Once I got an NEC bus mouse for use on my PC-98, I could finally use the Voodoo 2 on it without constant crashing. This got me interested in trying to get Touhou 6 to work on it, which lead me to a path of pure pain.
For starters, Touhou 6 is one of those games that only use primary DirectX devices, like the unsupported Mystique, so I had to somehow coax it into initializing the secondary device instead. My first approach to handling this was through direct binary patching. I didn’t know where to look for the init routines, so I asked 32th System for some heads up, and he pointed me to a rough location in process memory where the appropriate CreateDevice calls reside:
I then searched for the appropriate opcodes in the game binary, and patched all 6A 00 (push 0, A.K.A D3DADAPTER_DEFAULT) opcodes to be 6A 01 (push 1), forcing the game to init the secondary D3D device.
While this initially did in fact work, the approach ultimately sucked for two reasons.
1) Static binary patching only works for that specific binary, and doesn’t carry across different versions.
2) This requires manually patching every CreateDevice call, of which there are many in Touhou 6
It is at this point that I started sharing my progress with friends. jbit was quick to hop in and say “Why the fuck are you doing it this way? Just make a d3d8.dll wrapper DLL”. This was absolutely the smarter approach, I just didn’t know how to do it since I don’t know jack about DirectX programming. Fortunately, he handed me a little VS project he worked on called d3dcutter that, among other things, wrapped the CreateDevice function, which I promptly modified to always push 1 instead of 0 to the stack for the device selection parameter.
This solved the two patching problems, and I had something to show for starters:
Now, I’m sure you can tell that the performance is absolutely atrocious. This came as no surprise to me, as while the Voodoo can absolutely render the game at a full 60FPS most of the time, the dinky little Pentium MMX 166 struggles hard at doing triangle setup for the backgrounds every 16 milliseconds. Remember, 3dfx cards had no Hardware T&L, so the game has to fall back to Software T&L. I think the following wireframe screenshot will help illustrate the amount of work the CPU has to do every frame:
“Well, I’m in luck!”, one might think as they remember that older Touhou games support framerate division by 1/2 (30FPS) and 1/3 (20FPS) as options in custom.exe… There’s just one problem.

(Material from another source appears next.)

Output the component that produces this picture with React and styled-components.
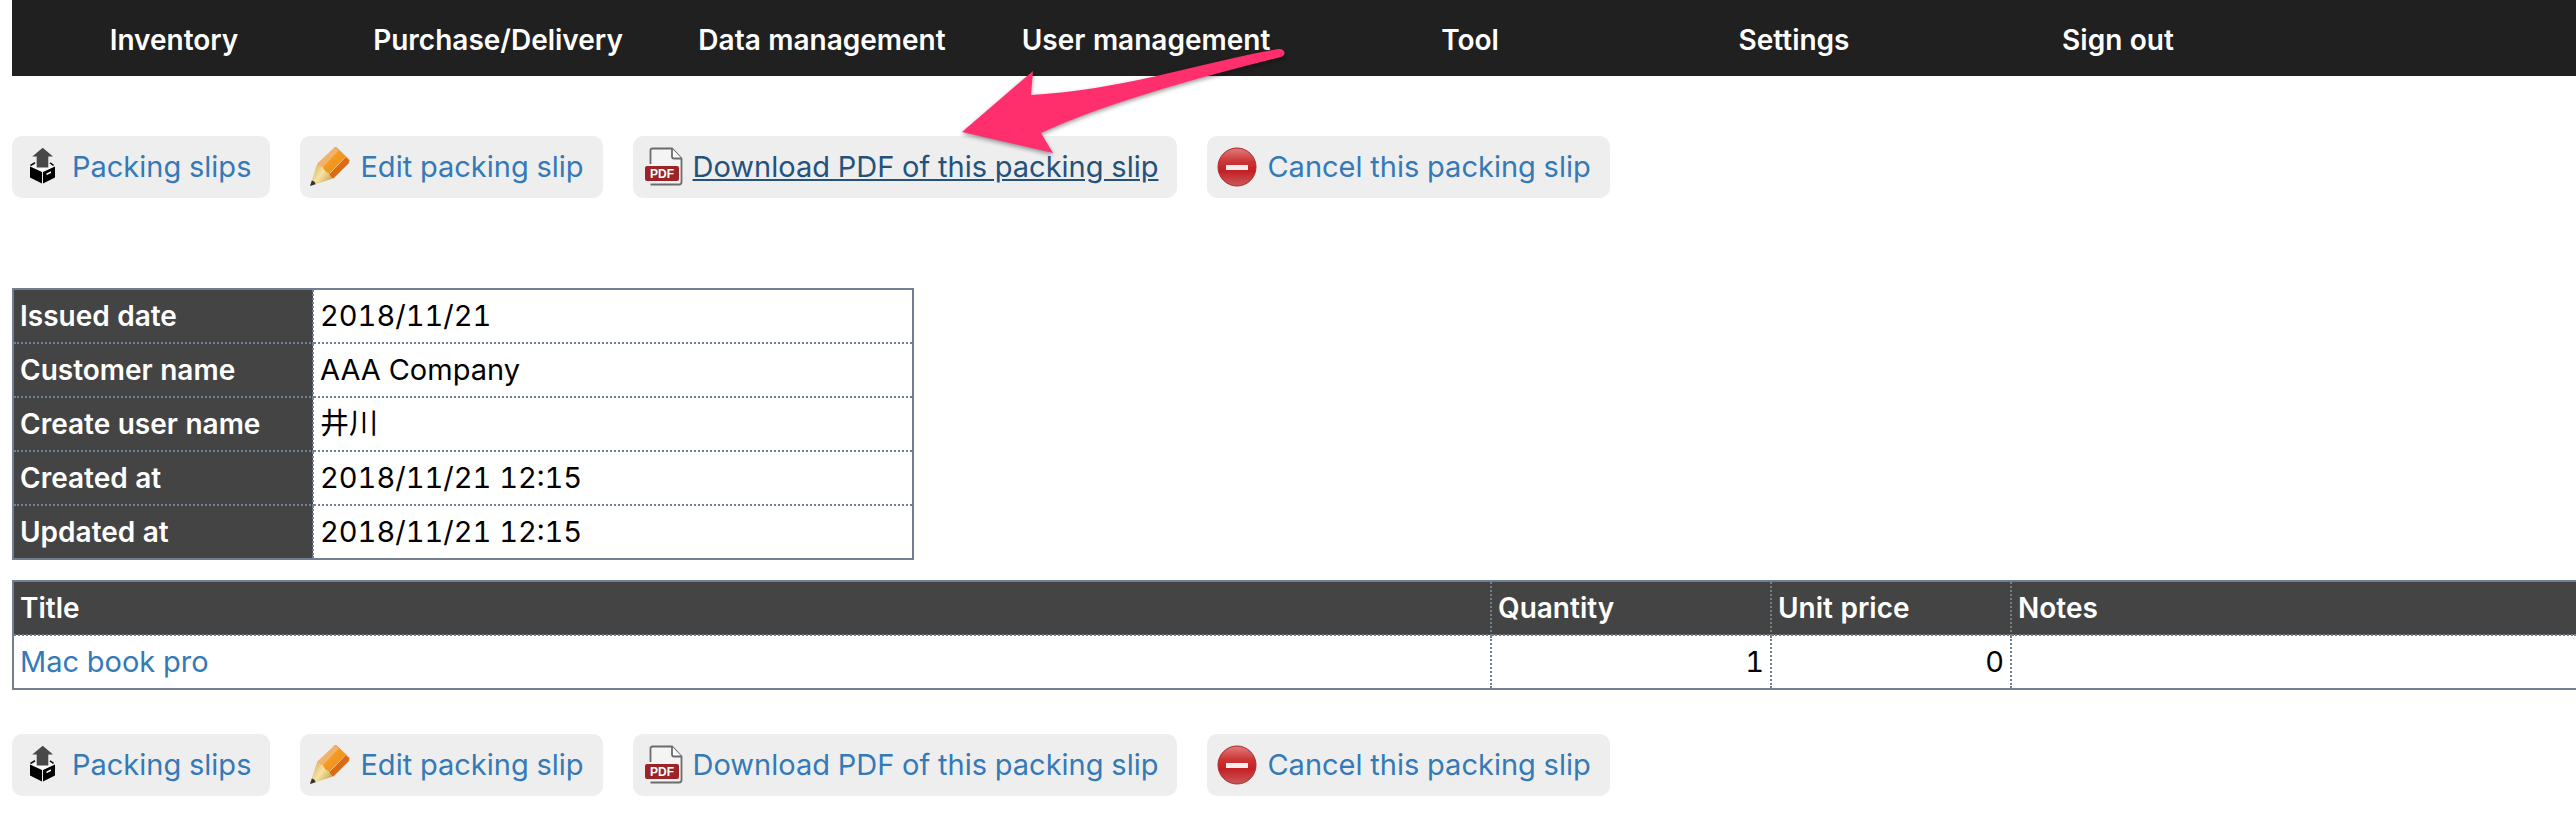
import React from 'react';
import styled, { createGlobalStyle } from "styled-components"

const menu = ['Inventory', 'Purchase/Delivery', 'Data management', 'User management', 'Tool', 'Settings', 'Sign out']

const details = [
  ['Issued date', '2018/11/21'],
  ['Customer name', 'AAA Company'],
  ['Create user name', '井川'],
  ['Created at', '2018/11/21 12:15'],
  ['Updated at', '2018/11/21 12:15'],
]

const items = [
  { title: 'Mac book pro', quantity: 1, price: 0, notes: '' },
]

function BoxIcon() {
  return (
    <Icon viewBox="0 0 40 40" aria-hidden="true">
      <path d="M8.5 18.5 L13 15.8 M31.5 18.5 L28 15.8" stroke="#111" strokeWidth="1.6" fill="none" />
      <path d="M14 17 L28 17 L32 20 L20.5 25 L9 20 Z" fill="#fafafa" />
      <path d="M20.7 .7 L31 9.5 H26.3 V20.5 H14.7 V9.5 H10.3 Z" fill="#484848" />
      <path d="M8 19.5 L20 25 V36.5 L8 30.5 Z M33 19.5 L21 25 V36.5 L33 30.5 Z" fill="#000" />
      <path d="M24.5 26.5 L29 24.2 V26 L24.5 28.3 Z" fill="#fff" />
    </Icon>
  )
}

function PencilIcon({ id }) {
  return (
    <Icon viewBox="0 0 40 40" aria-hidden="true">
      <defs>
        <linearGradient id={`${id}-wood`} x1="0" y1=".3" x2="1" y2="1">
          <stop offset="0" stopColor="#d9b45c" />
          <stop offset=".4" stopColor="#f6e3a6" />
          <stop offset="1" stopColor="#b98a2c" />
        </linearGradient>
        <linearGradient id={`${id}-body`} x1="0" y1="0" x2="1" y2="1">
          <stop offset="0" stopColor="#f6a62c" />
          <stop offset="1" stopColor="#ef8a12" />
        </linearGradient>
      </defs>
      <path d="M7.3 16.5 L0 39 L23.7 31.3 L22 25 L14 19 Z" fill={`url(#${id}-wood)`} />
      <path d="M1.8 33.5 L0 39 L5.6 37.2 Q5 34 1.8 33.5 Z" fill="#333" />
      <path d="M7.3 16.5 L24 .8 Q25.6 0 27 1 L30 3.5 L13.5 20 Q9 20 7.3 16.5 Z" fill="#f3b269" />
      <path d="M13 20 L29 3 L36 9.5 L20 26.5 Q14 25 13 20 Z" fill={`url(#${id}-body)`} />
      <path d="M19.5 26 L35.5 9 L39.6 13.3 L38.5 16.5 L23.7 31.3 Q19.5 30 19.5 26 Z" fill="#dc6a14" />
      <path d="M20 26 L36 9.5" stroke="#fbd08a" strokeWidth="1" />
      <path d="M24 1 Q25.6 0 27 1 L39.6 13.3" stroke="#e9a15b" strokeWidth="1" fill="none" />
    </Icon>
  )
}

function PdfIcon() {
  return (
    <Icon viewBox="0 0 40 40" aria-hidden="true">
      <path d="M7 2 H29 L38 12 V37 H7 Z" fill="#f4f4f4" />
      <path d="M7.5 17 V3 Q7.5 1.5 9.5 1.5 H29 L38.5 11.5 V35 Q38.5 37.5 36 37.5 H7.5" fill="none" stroke="#6b6b6b" strokeWidth="1.8" />
      <path d="M29 1.5 V9.5 Q29 11.5 31 11.5 H38.5" fill="#fff" stroke="#6b6b6b" strokeWidth="1.8" />
      <rect x="2" y="19" width="34" height="15" rx="2" fill="#9c2426" />
      <text x="19" y="31" textAnchor="middle" fontFamily="Liberation Sans" fontWeight="700" fontSize="12" fill="#fff">PDF</text>
    </Icon>
  )
}

function CancelIcon({ id }) {
  return (
    <Icon viewBox="0 0 40 40" aria-hidden="true">
      <defs>
        <linearGradient id={`${id}-red`} x1="0" y1="0" x2="0" y2="1">
          <stop offset="0" stopColor="#e07d7d" />
          <stop offset=".35" stopColor="#cc3636" />
          <stop offset=".6" stopColor="#c51f24" />
          <stop offset="1" stopColor="#c9595b" />
        </linearGradient>
      </defs>
      <circle cx="20" cy="20" r="19" fill={`url(#${id}-red)`} stroke="#a92a2c" strokeWidth="1" />
      <rect x="9" y="18" width="22" height="5" fill="#f6eeee" />
    </Icon>
  )
}

function Arrow() {
  return (
    <ArrowSvg viewBox="0 0 336 124" aria-hidden="true">
      <path d="M6 92 L77 31 L75 55 C165 50 235 25 322 9 C329 8 331 15 325 17 C240 38 150 63 85 93 L97 113 Z" fill="#ff2f6e" />
    </ArrowSvg>
  )
}

function Actions({ id, pointed }) {
  return (
    <ActionBar>
      <Action href="#slips"><BoxIcon />Packing slips</Action>
      <Action href="#edit"><PencilIcon id={`${id}-edit`} />Edit packing slip</Action>
      <Pointed>
        <Action href="#pdf" $active={pointed}><PdfIcon /><span>Download PDF of this packing slip</span></Action>
        { pointed && <Arrow /> }
      </Pointed>
      <Action href="#cancel"><CancelIcon id={`${id}-cancel`} />Cancel this packing slip</Action>
    </ActionBar>
  )
}

function App() {
  return (
    <Page>
      <GlobalStyle />
      <Nav>
        { menu.map((name) => <NavLink href="#menu" key={name}>{name}</NavLink>) }
      </Nav>
      <Actions id="top" pointed />
      <DetailTable>
        <tbody>
          { details.map(([label, value]) => (
            <tr key={label}>
              <Th scope="row" $width="300px">{label}</Th>
              <Td>{value}</Td>
            </tr>
          )) }
        </tbody>
      </DetailTable>
      <ItemTable>
        <thead>
          <tr>
            <Th scope="col" $width="1478px">Title</Th>
            <Th scope="col" $width="280px">Quantity</Th>
            <Th scope="col" $width="240px">Unit price</Th>
            <Th scope="col">Notes</Th>
          </tr>
        </thead>
        <tbody>
          { items.map((item) => (
            <tr key={item.title}>
              <Td><a href="#item">{item.title}</a></Td>
              <Td $right>{item.quantity}</Td>
              <Td $right>{item.price}</Td>
              <Td>{item.notes}</Td>
            </tr>
          )) }
        </tbody>
      </ItemTable>
      <Actions id="bottom" />
    </Page>
  )
}

export default App;

const GlobalStyle = createGlobalStyle`
    body{
      margin:0;
      background:#fff;
      color:#000;
      font-family:Inter, "Noto Sans CJK JP", sans-serif;
      font-size:29px;
      font-variant-numeric:tabular-nums;
      line-height:40px;
    }
    a{
      color:#337ab7;
      text-decoration:none;
    }
`
const Page = styled.div`
    padding-left:12px;
    overflow-x:hidden;
`
const Nav = styled.nav`
    display:flex;
    height:76px;
    background-color:#202020;
`
const NavLink = styled.a`
    flex:0 0 324px;
    line-height:80px;
    text-align:center;
    font-size:28px;
    font-weight:600;
    && {
      color:white;
    }
`
const ActionBar = styled.div`
    display:flex;
    gap:30px;
    padding:60px 0 28px;
`
const Action = styled.a`
    display:flex;
    align-items:center;
    gap:10px;
    height:62px;
    box-sizing:border-box;
    padding:0 19px 0 10px;
    border-radius:10px;
    background-color:#eee;
    white-space:nowrap;
    && {
      color:${(props) => props.$active ? '#23527c' : '#337ab7'};
    }
    span{
      text-decoration:${(props) => props.$active ? 'underline' : 'none'};
    }
`
const Pointed = styled.div`
    position:relative;
`
const Icon = styled.svg`
    flex:none;
    width:40px;
    height:40px;
`
const ArrowSvg = styled.svg`
    position:absolute;
    left:323px;
    top:-96px;
    width:336px;
    height:124px;
    pointer-events:none;
    filter:drop-shadow(0 2px 2px rgba(0,0,0,.4));
`
const Table = styled.table`
    border-collapse:collapse;
    border:2px solid #708090;
`
const DetailTable = styled(Table)`
    width:902px;
    margin-top:62px;
    table-layout:fixed;
`
const ItemTable = styled(Table)`
    width:100%;
    margin:20px 0 -16px;
    table-layout:fixed;
    border-right:0;
`
const Th = styled.th`
    box-sizing:border-box;
    width:${(props) => props.$width || 'auto'};
    padding:6px;
    border:2px dotted #708090;
    background-color:#444;
    color:white;
    font-size:28px;
    font-weight:600;
    text-align:left;
    ${ItemTable} tr > &:last-child {
      border-right:0;
    }
`
const Td = styled.td`
    padding:6px;
    border:2px dotted #708090;
    background-color:#fff;
    text-align:${(props) => props.$right ? 'right' : 'left'};
    ${ItemTable} tr > &:last-child {
      border-right:0;
    }
`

The game just… fails to initialize the D3D HAL on the Voodoo 2 in the frame divided modes. Why? Beats me, I still haven’t figured it out and likely never will. Just more ZUNcode bullshit I suppose.
I then figured out that framerate division is handled by a variable (that can be set even lower than 1/3, by the way) which could be set at runtime, even when the normal 60FPS mode is used. I suspected that the game uses a different initialization path for the two modes, so I once again tracked down opcodes that expect the variable to be set to 0 in process memory, this time with Cheat Engine, and patched them in the binary. Well guess fucking what, the game fails to initialize even when the regular init routines are modified to expect 30FPS or 20FPS frame division to be set.
This approach simply wasn’t going to work. so I went with trying to set the variable at runtime. Unfortunately, I had to go back to version specific patching once more for this, since there’s no way to wrap this functionality through DLL means. Additionally, while this wasn’t hard to do with the game running in windowed mode with Cheat Engine on the side on a modern system, it was basically impossible on a Voodoo 2 equipped machine, as the game ran in fullscreen and it wasn’t possible to restore the window after an Alt+Tab.
My final solution was to generate a trainer in Cheat Engine for version 1.02d of the game, as it’s the last one with a working logic speed limiter, that would forcibly set the frame divider variable at runtime with a hotkey:
This finally allowed me to play the game in 1/3 framerate mode on the Voodoo 2.
This allows the game to run at full logic speed most of the time, as the CPU now has 40 miliseconds per frame for triangle setup, however there’s something wrong with how the card handles buffer swaps in this mode of operation, leading to a very back-and-forth stuttery image that’s very unpleasant to look at.
Can we do better? Well yes! The game uses so-called STD scripts for certain stage-specific data setup, but also handling camera movement and geometry generation. Using Touhou Toolkit, I was able to unpack the appropriate DAT file, decompile all the STD scripts, remove all geometry commands, and recompile them for in-game use. As there are no more backgrounds to draw, there’s a trail effect left behind every frame, but thankfully custom.exe has an option to forcibly clear the back buffer every frame.
The end result? A nearly tripled framerate in 60FPS mode, recovered just by not drawing any 3D backgrounds. The game still lags when lots of bullets are on screen, but this doesn’t really come as a surprise.